Последняя отрыжка пролетарской левой – профсоюзы. Их стратегии слеплены по модели крупных предприятий, которые как раз по большей части и уплывают навстречу восходящему солнцу. Профсоюзы вообще редко снисходят до индивида, они еще заняты классом, не знают, что делать с индивидуализацией, мобильностью производства, частичной или прерывистой занятостью, с женщинами, безработными, молодежью. Механизм сопротивления фатально не поспевает. Лидеры жалуются на утрату популярности профсоюзов, на то, что к ним обращаются в последнюю секунду, когда сокращения и закрытия уже необратимы, жалуются на старение, опережающее старение общества в целом.
Зато тип профсоюзной реакции остался прежним: жестким, непреклонным. И тем более, чем более заполоняет дискурсивную сцену понятие «гибкости». Социолингвисты, изучившие эволюцию использования этого слова в текстах приглашений на работу, отмечают, что сначала оно обозначало качество, ожидаемое от секретарши, потом – вообще от женского персонала, чтобы потом стать самым востребованным на рынке труда качеством. С одной стороны, конечно, хорошо, что перед лицом этой новой капиталистической добродетели профсоюзы остаются верны идеалам справедливости, гуманизма и пр.
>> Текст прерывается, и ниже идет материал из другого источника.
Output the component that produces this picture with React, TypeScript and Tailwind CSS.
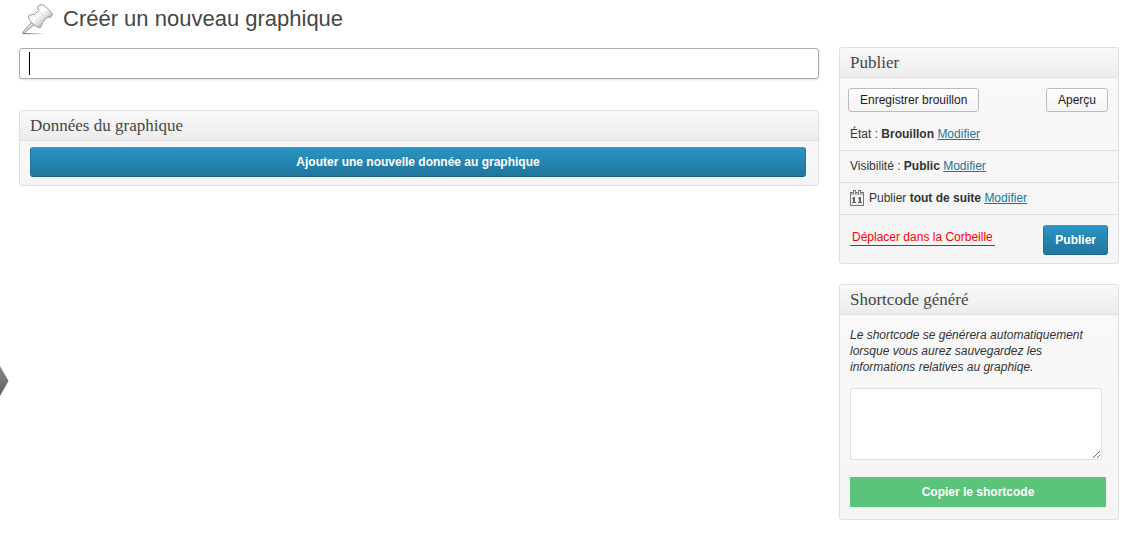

Но, увы, если трудовое законодательство и профсоюзы слишком артачатся, экономика легко и вполне легально ускользает от их обременительного контроля. Сегодня фирмы всё меньше пользуются трудом полноправных работников, а обращаются к целому сонму неполноправных сотрудников и работников других структур, отношения с которыми регулируются не трудовым законодательством, а коммерческими договорами – к субподрядчикам, временным и. о., независимым профессионалам, сдельщикам, контрактникам, стажерам и т. д.
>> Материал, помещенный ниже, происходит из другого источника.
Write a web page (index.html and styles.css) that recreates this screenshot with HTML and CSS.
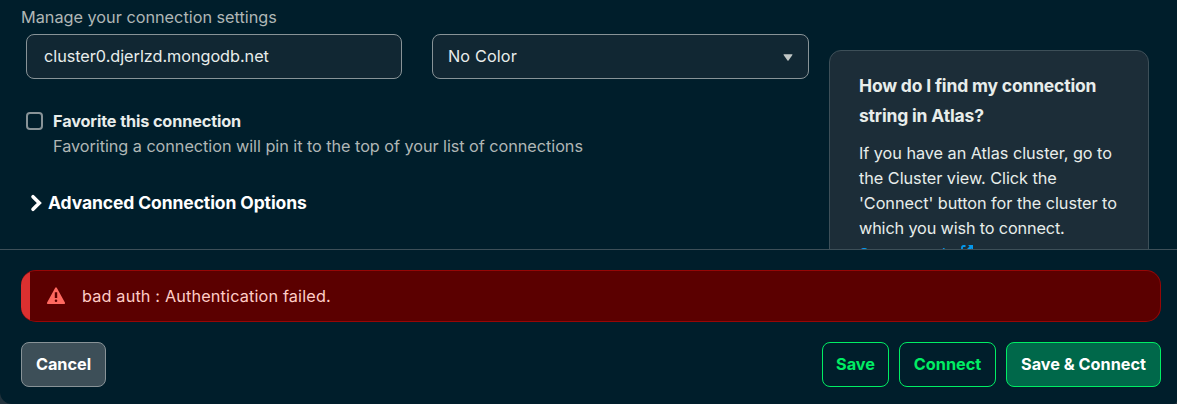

В этих условиях левым предстоит не столько придумать свою политику, сколько переосмыслить место политики вообще, если она не хочет довольствоваться простым экономическим «хвостизмом». В условиях виртуализации экономики политика в целом рискует превратиться в деятельность затхло-провинциальную. Капитал динамичен, виртуален, текуч и номадичен, тогда как политика оседла и консервативна. Взять хоть чисто пространственно-адресную сторону дела. Политик живет на месте; если часто ездит, то часто и возвращается, тогда как современный капиталист (вслед за современным капиталом) не знает отечества. Прописка в налоговом рае, холдинг в одном, проживание – в трех других местах, физическое присутствие – в самолетах. Регламентация капитала на круг отстает от его реальной динамики. Экономика и политика эмансипировались друг от друга, образовали два мира со специфическими законами. В каком из них живут сегодняшние рядовые европейцы, если учесть, что категория классических стационарно-оседлых автохтонных избирателей составляет местами меньшинство? Перед лицом этих перемен удивительно ли, что сплошь и рядом правые присваивают социальные предложения левых и предлагают идеи, объективно более смелые в своей левизне? Им не на кого оглядываться, зато им предельно ясна важность ставок.